Richard Dudgeon is a young man of unconventional views. The charismatic Richard Dudgeon dominates act 1. He displays considerable charm as Richard, a smuggler who lives with Gypsies and is branded as “wicked, dissolute, and godless.” He is presented before us a Devil’s Disciple but as we go through the story he becomes a true heroic figure who does not care about his life and very bravely gets ready to sacrifice his life.

  1. Who is Judith?

Judith Anderson is the second wife of Minister Anthony Anderson and may be call the heroine of the play s is pretty and beautiful with good manners and etiquettes. She is a scary woman. She is scared of soldiers, army and Richard Dudgeon. At the beginning of the play we find her hating and horrified with Richard. But in Act II this hatred changes in liking for him. She tries to save his life but fail to do so.

  1. Which are the two ideals Shaw has attacked in the Play?
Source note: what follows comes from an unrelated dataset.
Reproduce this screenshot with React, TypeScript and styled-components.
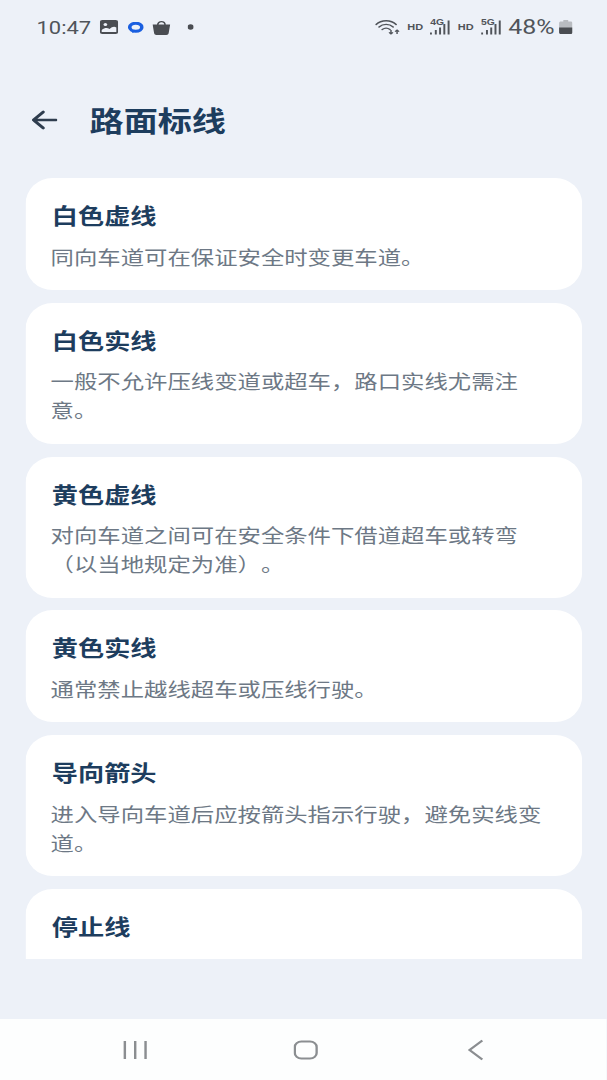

Two of the ideals that Shaw sets out to attack in this play are the ideal of the family and the ideal of marriage. The main character of The Devil’s Disciple, Dick Dudgeon, is in revolt against the ideal of the family to the extent that he has rejected his own family. Identifying with the devil has prevented his ‘spirit being taken over by his mother’s life denying religion. In the preface Shaw claims that it is the “failure of marriage or the family that creates the idealization of them because idealists refuse to accept the reality of that failure and substitute ideals in place of the reality. Mrs. Duageon is an idealist of this type, a person for whom marriage and the family have failed but who endeavours to hide this fact by turning them into ideals. She refused to marry the man she loved. Dick’s uncle Peter, because he was irreligious and instead married a man she didn’t love because he was god-fearing, but she refuses to recognize that this act destroyed any chance of a happy marriage and family life and condemn Peter and her son for their refusal to conform.